(Web page code records)
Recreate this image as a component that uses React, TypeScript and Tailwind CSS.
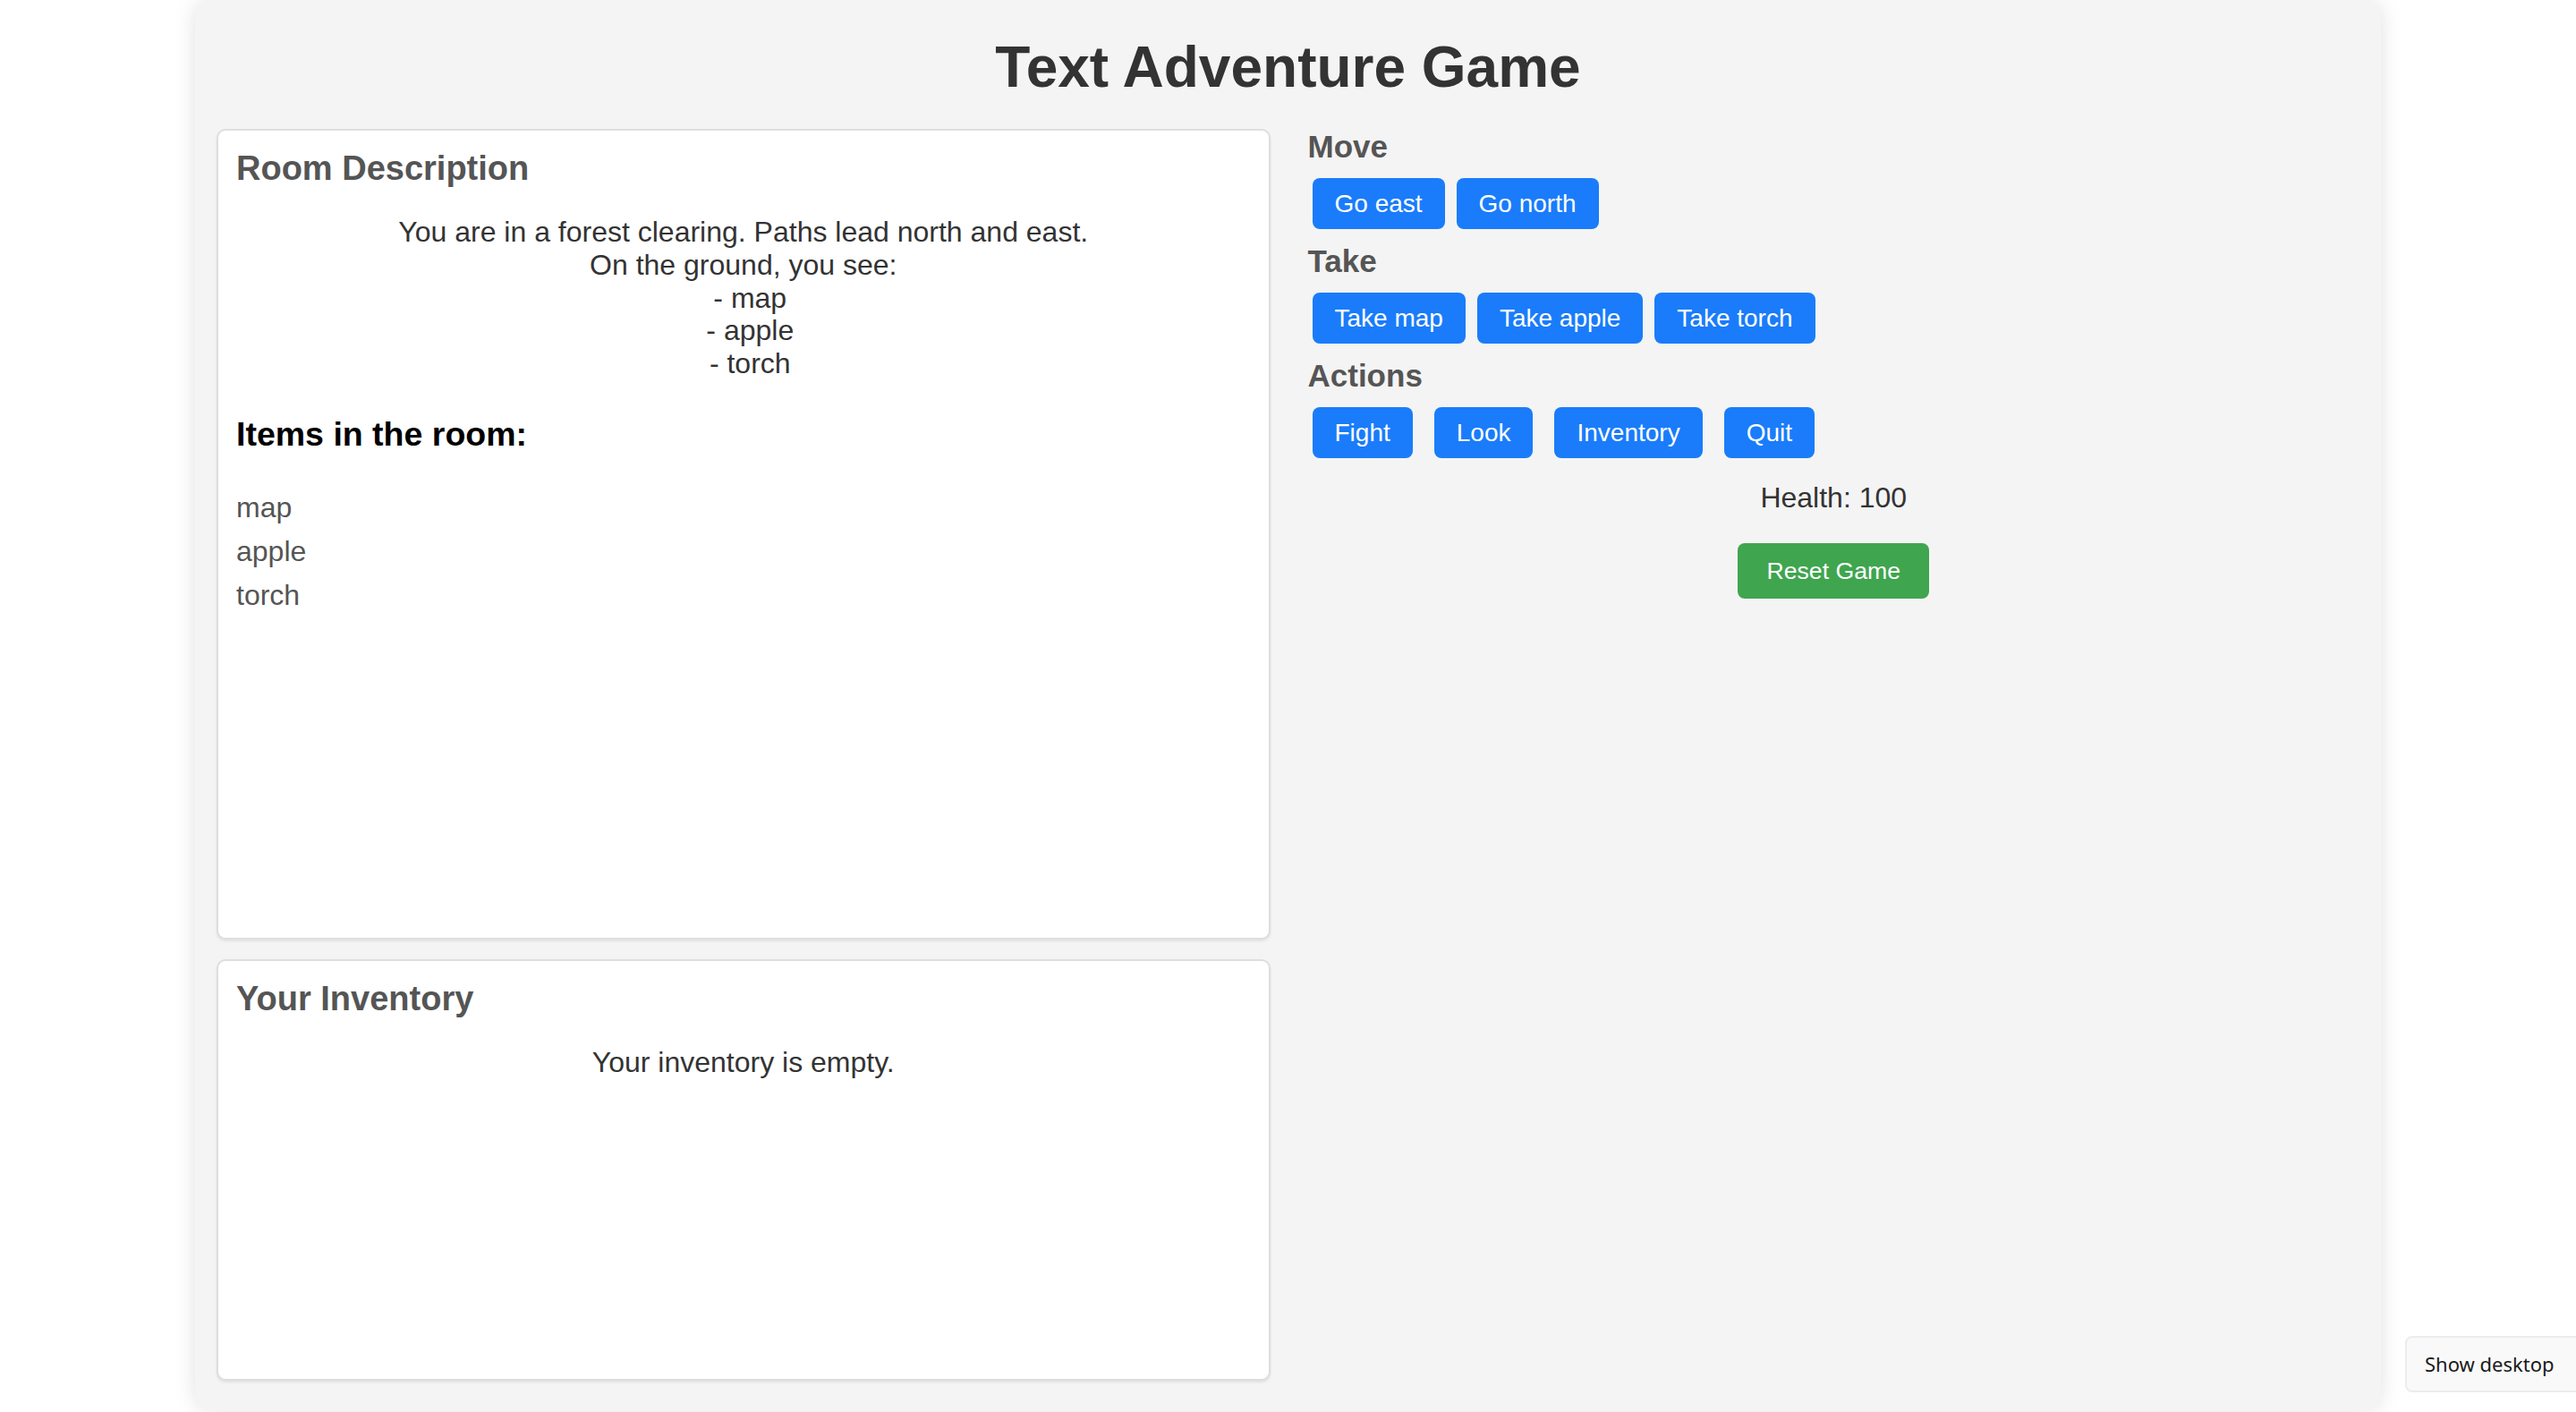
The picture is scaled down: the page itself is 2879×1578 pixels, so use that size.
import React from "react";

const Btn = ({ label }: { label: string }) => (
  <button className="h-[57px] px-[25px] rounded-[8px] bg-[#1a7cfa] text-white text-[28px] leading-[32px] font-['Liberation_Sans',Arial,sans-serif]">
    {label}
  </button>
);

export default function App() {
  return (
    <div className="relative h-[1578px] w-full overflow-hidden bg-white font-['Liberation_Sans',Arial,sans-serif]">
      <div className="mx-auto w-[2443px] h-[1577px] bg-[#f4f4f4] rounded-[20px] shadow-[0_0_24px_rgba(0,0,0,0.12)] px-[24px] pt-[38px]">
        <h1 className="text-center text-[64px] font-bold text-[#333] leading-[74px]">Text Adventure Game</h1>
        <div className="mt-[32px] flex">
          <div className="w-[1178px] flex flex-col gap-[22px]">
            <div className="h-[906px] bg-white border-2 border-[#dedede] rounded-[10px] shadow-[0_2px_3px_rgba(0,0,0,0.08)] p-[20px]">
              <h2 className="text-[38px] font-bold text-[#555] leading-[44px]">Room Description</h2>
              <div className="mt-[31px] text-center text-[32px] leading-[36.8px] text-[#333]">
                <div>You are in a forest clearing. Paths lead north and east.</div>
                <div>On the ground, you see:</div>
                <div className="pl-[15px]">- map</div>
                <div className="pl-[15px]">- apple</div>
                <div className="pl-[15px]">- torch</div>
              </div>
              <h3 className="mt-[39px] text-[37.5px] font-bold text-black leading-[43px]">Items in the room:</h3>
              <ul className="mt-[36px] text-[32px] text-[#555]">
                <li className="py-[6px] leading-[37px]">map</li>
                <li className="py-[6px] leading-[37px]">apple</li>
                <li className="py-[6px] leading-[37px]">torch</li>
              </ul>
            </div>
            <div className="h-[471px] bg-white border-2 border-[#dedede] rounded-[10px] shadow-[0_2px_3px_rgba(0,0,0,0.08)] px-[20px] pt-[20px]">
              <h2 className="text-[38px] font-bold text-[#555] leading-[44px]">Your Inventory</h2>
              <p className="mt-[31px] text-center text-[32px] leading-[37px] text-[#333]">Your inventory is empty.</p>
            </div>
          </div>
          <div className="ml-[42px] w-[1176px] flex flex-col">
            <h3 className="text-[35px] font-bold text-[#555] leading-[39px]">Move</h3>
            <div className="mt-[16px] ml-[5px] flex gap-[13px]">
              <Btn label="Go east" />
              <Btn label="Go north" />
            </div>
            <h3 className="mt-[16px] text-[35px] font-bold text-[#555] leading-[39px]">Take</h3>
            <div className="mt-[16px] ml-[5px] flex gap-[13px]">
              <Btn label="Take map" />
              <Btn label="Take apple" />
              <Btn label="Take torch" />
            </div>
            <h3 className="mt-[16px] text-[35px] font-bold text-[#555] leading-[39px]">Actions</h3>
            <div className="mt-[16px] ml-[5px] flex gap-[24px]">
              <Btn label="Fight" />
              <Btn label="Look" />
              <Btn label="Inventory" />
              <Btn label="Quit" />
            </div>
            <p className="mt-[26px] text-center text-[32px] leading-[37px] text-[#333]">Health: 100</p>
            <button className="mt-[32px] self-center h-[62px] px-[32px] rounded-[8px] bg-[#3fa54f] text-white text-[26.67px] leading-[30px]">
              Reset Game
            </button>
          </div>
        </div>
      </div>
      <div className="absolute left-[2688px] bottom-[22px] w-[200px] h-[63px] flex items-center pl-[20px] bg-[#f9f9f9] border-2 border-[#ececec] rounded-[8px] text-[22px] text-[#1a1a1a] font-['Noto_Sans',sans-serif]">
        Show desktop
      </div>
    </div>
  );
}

* * *

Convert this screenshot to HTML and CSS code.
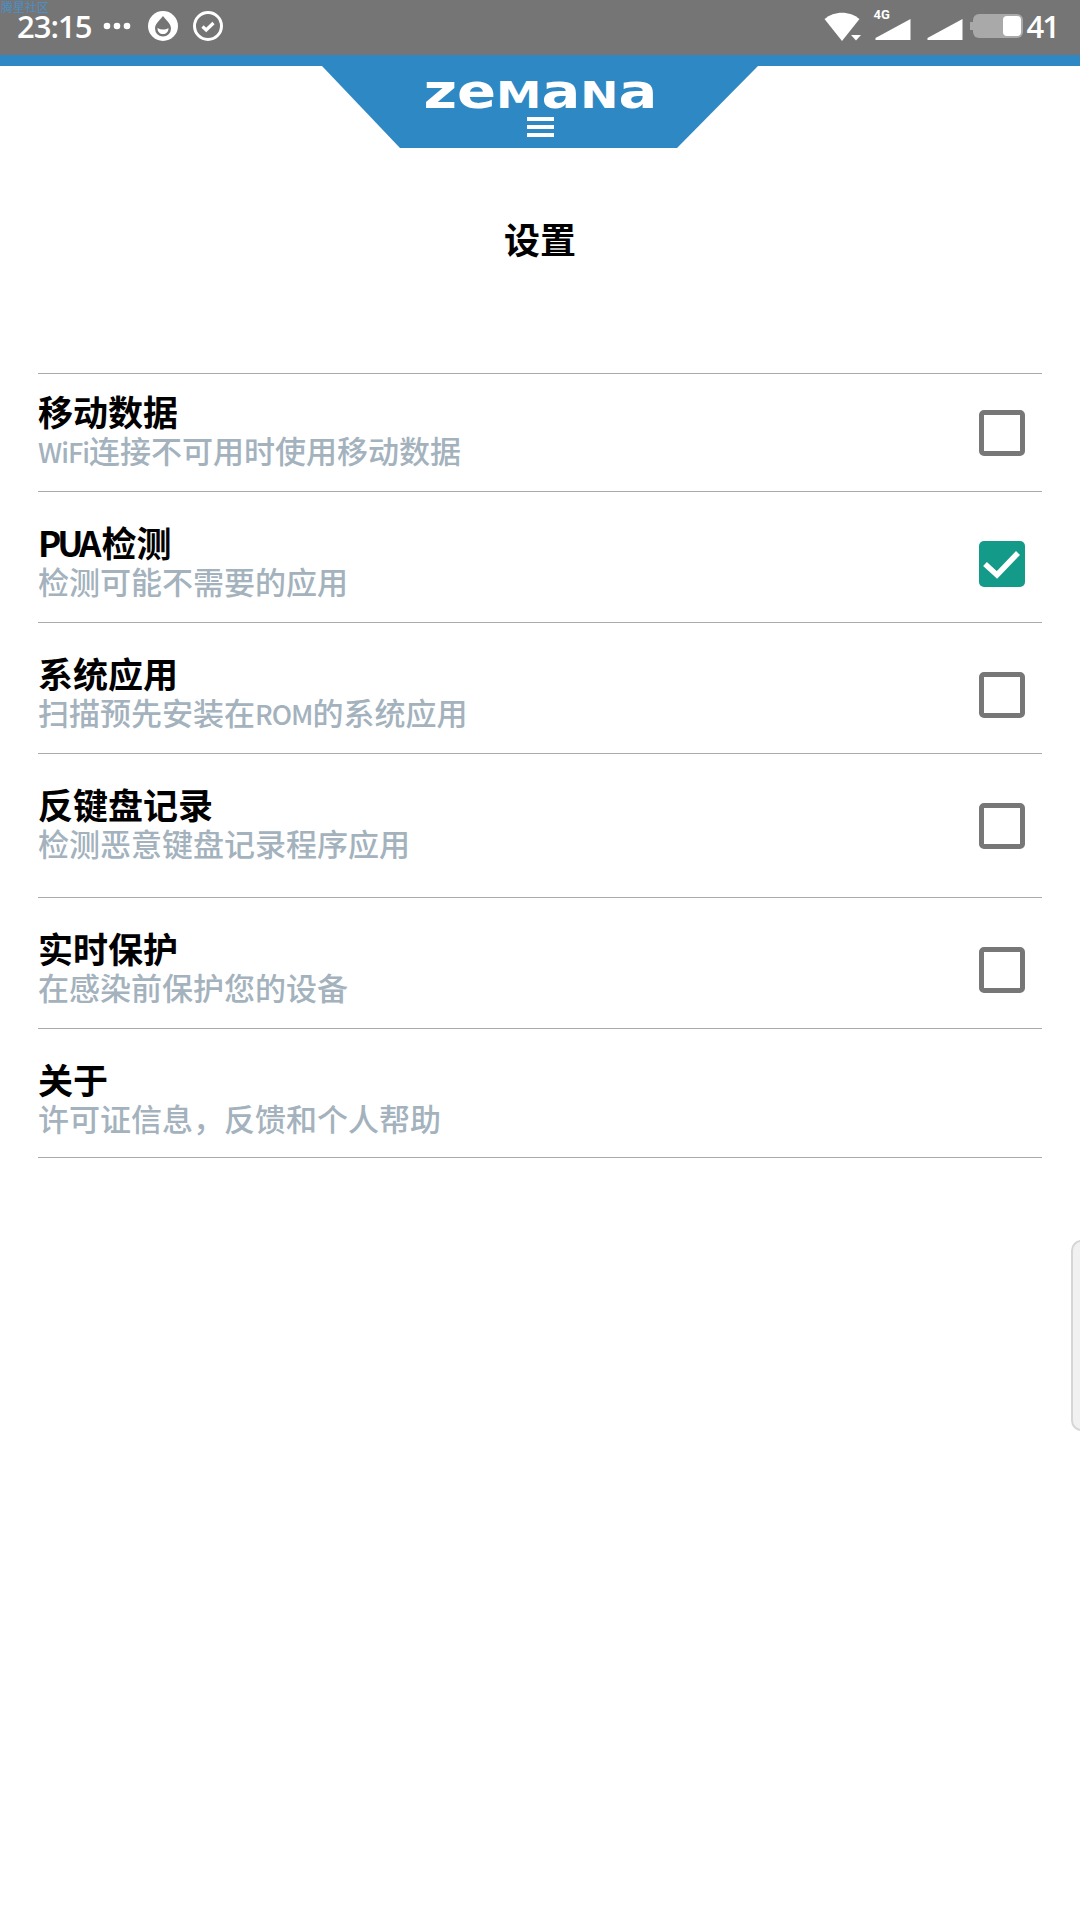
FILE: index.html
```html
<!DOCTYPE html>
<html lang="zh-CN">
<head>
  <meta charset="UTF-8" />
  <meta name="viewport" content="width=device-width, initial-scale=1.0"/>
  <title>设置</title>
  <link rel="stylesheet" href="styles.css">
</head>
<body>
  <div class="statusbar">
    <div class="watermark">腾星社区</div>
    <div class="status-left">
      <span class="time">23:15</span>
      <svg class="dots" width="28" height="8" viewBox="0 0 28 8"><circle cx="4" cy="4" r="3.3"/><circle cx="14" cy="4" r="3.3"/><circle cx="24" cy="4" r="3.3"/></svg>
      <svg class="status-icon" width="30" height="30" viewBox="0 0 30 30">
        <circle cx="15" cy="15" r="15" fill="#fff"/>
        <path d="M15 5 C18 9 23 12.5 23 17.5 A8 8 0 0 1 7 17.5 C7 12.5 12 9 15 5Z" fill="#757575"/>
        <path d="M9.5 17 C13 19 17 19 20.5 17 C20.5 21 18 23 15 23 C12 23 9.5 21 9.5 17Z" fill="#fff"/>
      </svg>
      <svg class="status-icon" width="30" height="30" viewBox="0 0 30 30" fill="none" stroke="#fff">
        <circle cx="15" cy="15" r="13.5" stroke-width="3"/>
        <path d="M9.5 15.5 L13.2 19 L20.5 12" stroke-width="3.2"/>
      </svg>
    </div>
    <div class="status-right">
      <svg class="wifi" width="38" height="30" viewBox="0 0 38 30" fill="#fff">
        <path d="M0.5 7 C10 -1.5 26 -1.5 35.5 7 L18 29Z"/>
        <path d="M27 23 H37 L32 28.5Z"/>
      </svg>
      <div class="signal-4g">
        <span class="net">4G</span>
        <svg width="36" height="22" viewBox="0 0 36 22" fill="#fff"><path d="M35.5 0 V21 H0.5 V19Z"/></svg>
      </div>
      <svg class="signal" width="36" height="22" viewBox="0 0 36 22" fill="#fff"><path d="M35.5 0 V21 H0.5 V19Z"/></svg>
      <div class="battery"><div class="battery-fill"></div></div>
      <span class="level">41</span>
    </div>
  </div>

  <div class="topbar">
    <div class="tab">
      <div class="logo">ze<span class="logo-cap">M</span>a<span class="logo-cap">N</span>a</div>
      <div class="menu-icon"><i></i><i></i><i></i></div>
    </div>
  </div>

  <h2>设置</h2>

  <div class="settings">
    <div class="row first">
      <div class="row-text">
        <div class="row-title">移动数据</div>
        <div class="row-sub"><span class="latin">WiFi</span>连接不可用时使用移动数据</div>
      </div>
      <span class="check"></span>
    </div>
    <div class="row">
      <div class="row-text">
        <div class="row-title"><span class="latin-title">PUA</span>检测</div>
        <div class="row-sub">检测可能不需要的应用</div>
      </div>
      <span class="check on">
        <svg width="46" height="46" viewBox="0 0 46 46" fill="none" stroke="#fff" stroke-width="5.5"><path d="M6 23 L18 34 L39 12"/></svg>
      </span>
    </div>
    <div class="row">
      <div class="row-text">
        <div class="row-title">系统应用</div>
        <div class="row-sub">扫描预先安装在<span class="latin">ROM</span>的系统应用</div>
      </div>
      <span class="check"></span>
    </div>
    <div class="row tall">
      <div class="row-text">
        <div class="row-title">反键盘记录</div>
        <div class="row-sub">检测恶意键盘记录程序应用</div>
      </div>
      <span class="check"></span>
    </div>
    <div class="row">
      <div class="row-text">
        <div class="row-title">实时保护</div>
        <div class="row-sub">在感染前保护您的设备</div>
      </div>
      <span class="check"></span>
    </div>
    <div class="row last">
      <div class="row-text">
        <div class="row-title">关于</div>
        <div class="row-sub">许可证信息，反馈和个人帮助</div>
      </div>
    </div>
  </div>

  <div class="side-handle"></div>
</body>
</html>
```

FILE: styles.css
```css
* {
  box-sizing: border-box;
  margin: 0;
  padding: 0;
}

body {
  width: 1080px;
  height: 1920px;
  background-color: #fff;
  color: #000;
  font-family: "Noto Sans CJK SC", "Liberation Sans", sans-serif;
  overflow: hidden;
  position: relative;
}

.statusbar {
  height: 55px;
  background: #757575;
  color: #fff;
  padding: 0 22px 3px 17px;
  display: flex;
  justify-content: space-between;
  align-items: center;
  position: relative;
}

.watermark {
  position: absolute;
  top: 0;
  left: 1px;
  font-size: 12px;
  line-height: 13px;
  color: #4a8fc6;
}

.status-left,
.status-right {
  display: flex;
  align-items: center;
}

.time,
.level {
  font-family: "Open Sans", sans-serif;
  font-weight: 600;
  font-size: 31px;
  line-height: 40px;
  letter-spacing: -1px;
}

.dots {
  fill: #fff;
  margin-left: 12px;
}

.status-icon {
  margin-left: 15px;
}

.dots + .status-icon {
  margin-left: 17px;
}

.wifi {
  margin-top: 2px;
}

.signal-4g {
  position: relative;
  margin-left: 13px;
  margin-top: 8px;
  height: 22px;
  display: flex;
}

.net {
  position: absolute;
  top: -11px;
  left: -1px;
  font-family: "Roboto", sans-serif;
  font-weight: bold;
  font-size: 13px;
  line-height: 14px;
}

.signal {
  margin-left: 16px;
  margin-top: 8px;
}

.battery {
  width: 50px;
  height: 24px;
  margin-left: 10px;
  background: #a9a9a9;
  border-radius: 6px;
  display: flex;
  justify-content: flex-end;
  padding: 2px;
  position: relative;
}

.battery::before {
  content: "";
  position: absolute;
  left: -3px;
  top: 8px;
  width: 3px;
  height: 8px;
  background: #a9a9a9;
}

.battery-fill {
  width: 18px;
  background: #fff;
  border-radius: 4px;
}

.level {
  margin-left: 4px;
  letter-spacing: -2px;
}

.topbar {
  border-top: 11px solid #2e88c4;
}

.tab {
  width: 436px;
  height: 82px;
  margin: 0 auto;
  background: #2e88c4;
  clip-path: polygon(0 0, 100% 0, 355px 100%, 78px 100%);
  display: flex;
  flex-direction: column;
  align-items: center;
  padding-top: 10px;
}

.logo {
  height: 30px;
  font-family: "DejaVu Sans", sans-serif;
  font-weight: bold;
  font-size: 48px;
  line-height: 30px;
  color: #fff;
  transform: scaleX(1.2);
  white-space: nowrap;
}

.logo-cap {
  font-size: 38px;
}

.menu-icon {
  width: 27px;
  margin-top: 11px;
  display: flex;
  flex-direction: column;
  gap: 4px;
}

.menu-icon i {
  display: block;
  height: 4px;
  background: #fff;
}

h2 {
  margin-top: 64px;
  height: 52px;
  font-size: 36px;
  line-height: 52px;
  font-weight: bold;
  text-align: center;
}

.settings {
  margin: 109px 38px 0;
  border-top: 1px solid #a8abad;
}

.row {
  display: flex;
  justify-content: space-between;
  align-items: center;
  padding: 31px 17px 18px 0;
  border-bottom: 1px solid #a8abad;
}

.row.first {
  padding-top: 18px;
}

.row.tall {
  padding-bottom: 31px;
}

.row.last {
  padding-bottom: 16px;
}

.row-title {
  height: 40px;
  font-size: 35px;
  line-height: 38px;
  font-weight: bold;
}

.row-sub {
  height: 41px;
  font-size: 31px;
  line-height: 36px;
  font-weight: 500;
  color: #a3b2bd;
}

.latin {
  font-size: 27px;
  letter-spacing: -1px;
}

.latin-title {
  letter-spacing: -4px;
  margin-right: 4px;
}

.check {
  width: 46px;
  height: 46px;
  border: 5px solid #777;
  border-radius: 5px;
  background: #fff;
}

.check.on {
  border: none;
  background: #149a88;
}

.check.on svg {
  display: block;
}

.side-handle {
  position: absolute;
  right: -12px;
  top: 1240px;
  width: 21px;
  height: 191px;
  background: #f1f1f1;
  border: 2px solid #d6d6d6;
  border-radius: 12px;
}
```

## PROMPT
Write only the number of lines in the data above that include "React".

## SOLUTION TO THE PROBLEM
2